John Hoar, of Malton, worked at a York drug rehabilitation centre when, on August 27 last year, a female client was using his computer and, on opening a desktop icon, found one of the videos entitled “Little Miss T”.

Hoar’s reaction was to suggest that it should not be reported because he felt the office manager had “enough on her plate”.

However it was reported and an e-mail address, entitled “Squirty Flirty”, found on the computer led police to search Hoar’s Victoria Road address and to him resigning.

There, said Rob Galley, prosecuting at York Crown Court, officers found hundreds of other images including computer generated material and drawings depicting child pornography and adult pornography.

Hoar appeared before the court for sentencing, having previously admitted 29 charges of making and possessing pornographic material.

He was sentenced to nine months’ custody, suspended for two years, banned from accessing any computer or the internet for two years and placed under a Sexual Offenders Prevention Order, restricting his access to children, indefinitely.

Hoar was also placed under supervision for two years, ordered to take part in a sex offender treatment programme and placed on the Sex Offender Register for 10 years.

Passing sentence, Judge Colin Burn said that the order would mean that, even after the computer ban ended in two years, his ability to use them would be controlled indefinitely by software monitoring his usage.

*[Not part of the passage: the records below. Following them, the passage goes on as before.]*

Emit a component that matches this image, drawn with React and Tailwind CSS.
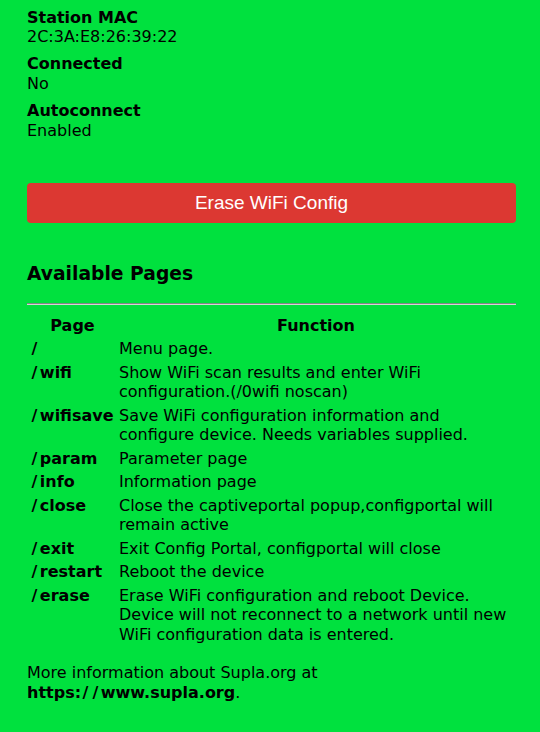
import React from 'react';

const info = [
  { label: 'Station MAC', value: '2C:3A:E8:26:39:22' },
  { label: 'Connected', value: 'No' },
  { label: 'Autoconnect', value: 'Enabled' },
];

const pages = [
  { path: '', text: 'Menu page.' },
  { path: 'wifi', text: 'Show WiFi scan results and enter WiFi configuration.(/0wifi noscan)' },
  { path: 'wifisave', text: 'Save WiFi configuration information and configure device. Needs variables supplied.' },
  { path: 'param', text: 'Parameter page' },
  { path: 'info', text: 'Information page' },
  { path: 'close', text: 'Close the captiveportal popup,configportal will remain active' },
  { path: 'exit', text: 'Exit Config Portal, configportal will close' },
  { path: 'restart', text: 'Reboot the device' },
  { path: 'erase', text: 'Erase WiFi configuration and reboot Device. Device will not reconnect to a network until new WiFi configuration data is entered.' },
];

// bold slash is much wider in the original font, pad it a little
function Slash() {
  return <span className="pl-[1.5px] pr-[2.5px]">/</span>;
}

export default function App() {
  return (
    <div className="min-h-screen bg-[#00e13e] text-black font-['DejaVu_Sans',sans-serif] text-[16px] leading-[19.4px] pl-[27px] pr-[24px] pt-[7.5px] pb-6">
      <div className="flex flex-col gap-2">
        {info.map(item => (
          <div key={item.label}>
            <div className="font-bold">{item.label}</div>
            <div>{item.value}</div>
          </div>
        ))}
      </div>

      <button className="mt-[43px] w-full h-[40px] rounded-[4px] bg-[#dc3832] text-white font-['Liberation_Sans',Arial,sans-serif] text-[19px] leading-none">
        Erase WiFi Config
      </button>

      <h3 className="mt-[40px] text-[18.72px] leading-[22px] font-bold">Available Pages</h3>
      <hr className="mt-[18px] h-0 border-t border-b border-t-[#858585] border-b-[#d4d4d4]" />

      <table className="mt-2 w-full border-separate border-spacing-[2px] leading-[19.5px]">
        <thead>
          <tr>
            <th className="w-[87px] p-px font-bold text-center">Page</th>
            <th className="p-px font-bold text-center">Function</th>
          </tr>
        </thead>
        <tbody>
          {pages.map(page => (
            <tr key={page.path}>
              <td className="p-px align-top font-bold whitespace-nowrap">
                <Slash />{page.path}
              </td>
              <td className="p-px align-top">{page.text}</td>
            </tr>
          ))}
        </tbody>
      </table>

      <p className="mt-4">
        More information about Supla.org at{' '}
        <b>https:<Slash /><Slash />www.supla.org</b>.
      </p>
    </div>
  );
}
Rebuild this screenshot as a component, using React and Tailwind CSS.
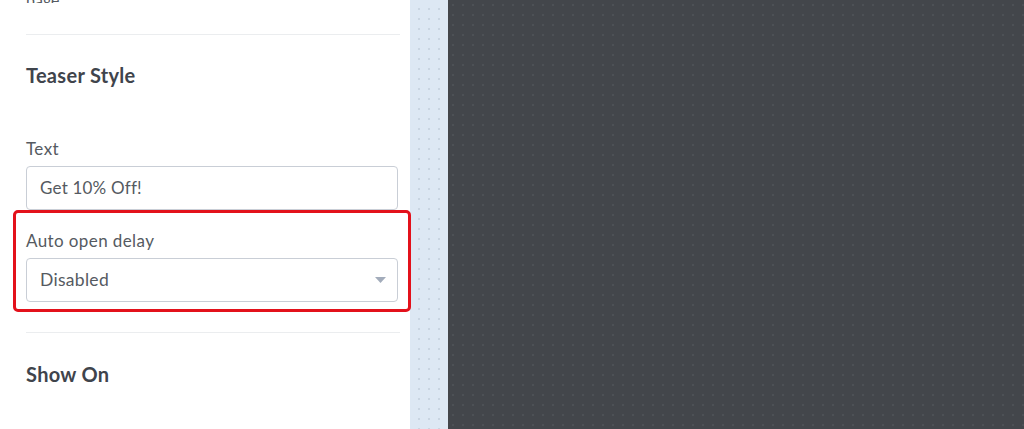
import React from "react";

const font = { fontFamily: "Lato, 'Open Sans', sans-serif" };

const Field = ({ label, children }) => (
  <div className="flex flex-col">
    <label className="text-[17px] leading-5 tracking-[0.4px] text-[#555a61] mb-[7px]">{label}</label>
    {children}
  </div>
);

export default function App() {
  return (
    <div className="flex w-[1024px] h-[429px] overflow-hidden bg-white" style={font}>
      <aside className="w-[410px] shrink-0 bg-white relative">
        <div className="pl-[26px] pr-[10px] -mt-[7px]">
          <p className="text-[16px] leading-[14px] h-[10px] overflow-hidden text-[#555a61]">page</p>
          <div className="mt-[31px] border-t border-[#ebedef]" />
          <h2 className="mt-[28px] text-[20px] font-bold leading-6 tracking-[0.3px] text-[#3f444c]">Teaser Style</h2>

          <div className="mt-[52px]">
            <Field label="Text">
              <div className="h-[44px] mr-[2px] border border-[#c9ced6] rounded-[4px] flex items-center px-[13px] text-[17px] tracking-[0.2px] text-[#555a61]">
                Get 10% Off!
              </div>
            </Field>
          </div>

          <div className="relative mt-[21px]">
            <Field label="Auto open delay">
              <div className="h-[44px] mr-[2px] border border-[#c9ced6] rounded-[4px] flex items-center justify-between px-[13px] text-[17.5px] tracking-[0.3px] text-[#555a61]">
                <span>Disabled</span>
                <svg width="11" height="6" viewBox="0 0 11 6" className="mr-[-2px]">
                  <path d="M0 0h11L5.5 6z" fill="#a3acbb" />
                </svg>
              </div>
            </Field>
            <div className="absolute left-[-13px] top-[-21px] w-[398px] h-[102px] border-[3px] border-[#e3111b] rounded-[5px] pointer-events-none" />
          </div>

          <div className="mt-[30px] border-t border-[#ebedef]" />
          <h2 className="mt-[29px] text-[20px] font-bold leading-6 tracking-[0.3px] text-[#3f444c]">Show On</h2>
        </div>
      </aside>
      <div className="w-[38px] shrink-0 bg-[#dde8f4] bg-[radial-gradient(#c9d5e2_1px,transparent_1.5px)] bg-[size:10px_10px] bg-[position:4px_4px]" />
      <main className="flex-1 bg-[#43464b] bg-[radial-gradient(#4d5156_1px,transparent_1.5px)] bg-[size:10px_10px]" />
    </div>
  );
}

The court heard that Hoar, who is involved in nudist activities, was found to have 1,000 pictures of naked children in connection with his interest, but also to have several hundred images and video of a pornographic nature.

Mr Galley said that some of the images were classed as “extreme pornography”.

Ruth Cranidge, mitigating, said that a sentence of immediate custody would mean that Hoar would be locked up for only a short time without the help and treatment which he recognised he needed.

Adding that it was accepted that a probation officer had classed Hoar as being at high risk of re-offending, Miss Cranidge said that that fact emphasised that he needed treatment rather than custody.

Judge Burn told Hoar that he of all people, given the line of work he had been involved in, should have been aware of the vulnerability of youngsters.

He said that whilst there where people like Hoar prepared to download images of this nature for their own gratification, there will be people around that will be prepared to abuse children in this manner in order to create them.